◆ WHAT IS ASKED ◆
Once the pictures are set aside, transcribe the remaining data exactly.

◆ COLLECTED MATERIAL ◆

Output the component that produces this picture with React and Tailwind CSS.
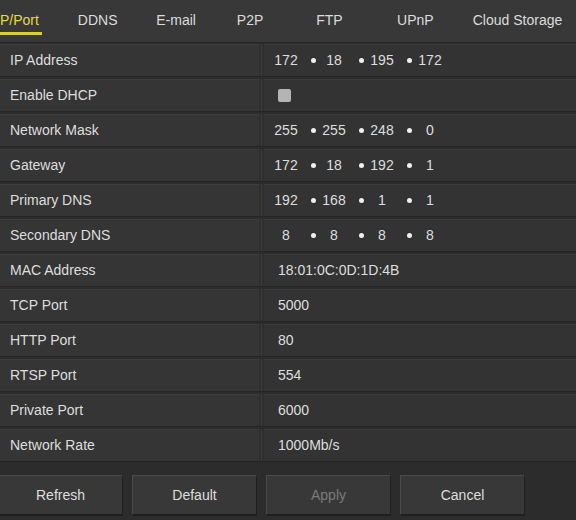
import React from 'react'

const tabs = [
  { label: 'P/Port', w: 'w-[42px] mr-[14px]', active: true },
  { label: 'DDNS', w: 'w-[84px]' },
  { label: 'E-mail', w: 'w-[74px]' },
  { label: 'P2P', w: 'w-[75px]' },
  { label: 'FTP', w: 'w-[85px]' },
  { label: 'UPnP', w: 'w-[88px]' },
  { label: 'Cloud Storage', w: 'w-[117px] shrink-0' },
]

const rows = [
  { label: 'IP Address', ip: ['172', '18', '195', '172'] },
  { label: 'Enable DHCP', check: true },
  { label: 'Network Mask', ip: ['255', '255', '248', '0'] },
  { label: 'Gateway', ip: ['172', '18', '192', '1'] },
  { label: 'Primary DNS', ip: ['192', '168', '1', '1'] },
  { label: 'Secondary DNS', ip: ['8', '8', '8', '8'] },
  { label: 'MAC Address', value: '18:01:0C:0D:1D:4B' },
  { label: 'TCP Port', value: '5000' },
  { label: 'HTTP Port', value: '80' },
  { label: 'RTSP Port', value: '554' },
  { label: 'Private Port', value: '6000' },
  { label: 'Network Rate', value: '1000Mb/s' },
]

function IpValue({ parts }) {
  return (
    <div className="flex items-center pl-[4px]">
      {parts.map((p, i) => (
        <React.Fragment key={i}>
          <span className="w-[36px] text-center">{p}</span>
          {i < 3 && (
            <span className="w-[12px] flex justify-end">
              <span className="w-[5px] h-[5px] rounded-full bg-[#f0f0f0]" />
            </span>
          )}
        </React.Fragment>
      ))}
    </div>
  )
}

function Row({ row }) {
  return (
    <div className="flex h-[32px] mb-[3px] shadow-[0_1px_0_#262626]">
      <div className="w-[259px] flex items-center pl-[10px] bg-[#353535] border-t border-[#3d3d3d]">
        {row.label}
      </div>
      <div className="w-[5px] flex justify-center bg-[#2f2f2f]">
        <div className="w-[1px] bg-[#3c3c3c]" />
      </div>
      <div className="flex-1 flex items-center bg-[#333333] border-t border-[#3b3b3b]">
        {row.ip && <IpValue parts={row.ip} />}
        {row.check && <span className="ml-[14px] w-[13px] h-[13px] rounded-[2px] bg-[#b4b4b4]" />}
        {row.value && <span className="pl-[14px]">{row.value}</span>}
      </div>
    </div>
  )
}

export default function App() {
  return (
    <div
      className="w-[576px] h-[520px] bg-[#2c2c2c] text-[#dedede] text-[14px] overflow-hidden"
      style={{ fontFamily: '"Liberation Sans", Arial, sans-serif' }}
    >
      {/* Tabs */}
      <div className="h-[43px] bg-[#383838] flex items-start border-b border-[#272727]">
        {tabs.map(t => (
          <div key={t.label} className={`${t.w} flex flex-col ${t.active ? 'items-start' : 'items-center'}`}>
            <span className={`pt-[11px] leading-[18px] whitespace-nowrap ${t.active ? 'text-[#e6dc3a]' : 'text-[#dcdcdc]'}`}>
              {t.label}
            </span>
            {t.active && <span className="mt-[3px] h-[3px] w-[42px] bg-[#d9d02c]" />}
          </div>
        ))}
      </div>

      {/* Rows */}
      <div className="pt-[1px]">
        {rows.map(r => <Row key={r.label} row={r} />)}
      </div>

      {/* Buttons */}
      <div className="flex gap-[10px] mt-[14px] -ml-[2px]">
        {['Refresh', 'Default', 'Apply', 'Cancel'].map(b => (
          <div
            key={b}
            className={`w-[124px] h-[39px] flex items-center justify-center bg-[#383838] border-t border-l border-[#4a4a4a] shadow-[1px_2px_0_#1f1f1f] ${b === 'Apply' ? 'text-[#7a7a7a]' : 'text-[#dedede]'}`}
          >
            {b}
          </div>
        ))}
      </div>
    </div>
  )
}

◆ EXERCISE OUTPUT ◆
Output the component that produces this picture with React and Tailwind CSS.
import React from 'react'

const tabs = [
  { label: 'P/Port', w: 'w-[42px] mr-[14px]', active: true },
  { label: 'DDNS', w: 'w-[84px]' },
  { label: 'E-mail', w: 'w-[74px]' },
  { label: 'P2P', w: 'w-[75px]' },
  { label: 'FTP', w: 'w-[85px]' },
  { label: 'UPnP', w: 'w-[88px]' },
  { label: 'Cloud Storage', w: 'w-[117px] shrink-0' },
]

const rows = [
  { label: 'IP Address', ip: ['172', '18', '195', '172'] },
  { label: 'Enable DHCP', check: true },
  { label: 'Network Mask', ip: ['255', '255', '248', '0'] },
  { label: 'Gateway', ip: ['172', '18', '192', '1'] },
  { label: 'Primary DNS', ip: ['192', '168', '1', '1'] },
  { label: 'Secondary DNS', ip: ['8', '8', '8', '8'] },
  { label: 'MAC Address', value: '18:01:0C:0D:1D:4B' },
  { label: 'TCP Port', value: '5000' },
  { label: 'HTTP Port', value: '80' },
  { label: 'RTSP Port', value: '554' },
  { label: 'Private Port', value: '6000' },
  { label: 'Network Rate', value: '1000Mb/s' },
]

function IpValue({ parts }) {
  return (
    <div className="flex items-center pl-[4px]">
      {parts.map((p, i) => (
        <React.Fragment key={i}>
          <span className="w-[36px] text-center">{p}</span>
          {i < 3 && (
            <span className="w-[12px] flex justify-end">
              <span className="w-[5px] h-[5px] rounded-full bg-[#f0f0f0]" />
            </span>
          )}
        </React.Fragment>
      ))}
    </div>
  )
}

function Row({ row }) {
  return (
    <div className="flex h-[32px] mb-[3px] shadow-[0_1px_0_#262626]">
      <div className="w-[259px] flex items-center pl-[10px] bg-[#353535] border-t border-[#3d3d3d]">
        {row.label}
      </div>
      <div className="w-[5px] flex justify-center bg-[#2f2f2f]">
        <div className="w-[1px] bg-[#3c3c3c]" />
      </div>
      <div className="flex-1 flex items-center bg-[#333333] border-t border-[#3b3b3b]">
        {row.ip && <IpValue parts={row.ip} />}
        {row.check && <span className="ml-[14px] w-[13px] h-[13px] rounded-[2px] bg-[#b4b4b4]" />}
        {row.value && <span className="pl-[14px]">{row.value}</span>}
      </div>
    </div>
  )
}

export default function App() {
  return (
    <div
      className="w-[576px] h-[520px] bg-[#2c2c2c] text-[#dedede] text-[14px] overflow-hidden"
      style={{ fontFamily: '"Liberation Sans", Arial, sans-serif' }}
    >
      {/* Tabs */}
      <div className="h-[43px] bg-[#383838] flex items-start border-b border-[#272727]">
        {tabs.map(t => (
          <div key={t.label} className={`${t.w} flex flex-col ${t.active ? 'items-start' : 'items-center'}`}>
            <span className={`pt-[11px] leading-[18px] whitespace-nowrap ${t.active ? 'text-[#e6dc3a]' : 'text-[#dcdcdc]'}`}>
              {t.label}
            </span>
            {t.active && <span className="mt-[3px] h-[3px] w-[42px] bg-[#d9d02c]" />}
          </div>
        ))}
      </div>

      {/* Rows */}
      <div className="pt-[1px]">
        {rows.map(r => <Row key={r.label} row={r} />)}
      </div>

      {/* Buttons */}
      <div className="flex gap-[10px] mt-[14px] -ml-[2px]">
        {['Refresh', 'Default', 'Apply', 'Cancel'].map(b => (
          <div
            key={b}
            className={`w-[124px] h-[39px] flex items-center justify-center bg-[#383838] border-t border-l border-[#4a4a4a] shadow-[1px_2px_0_#1f1f1f] ${b === 'Apply' ? 'text-[#7a7a7a]' : 'text-[#dedede]'}`}
          >
            {b}
          </div>
        ))}
      </div>
    </div>
  )
}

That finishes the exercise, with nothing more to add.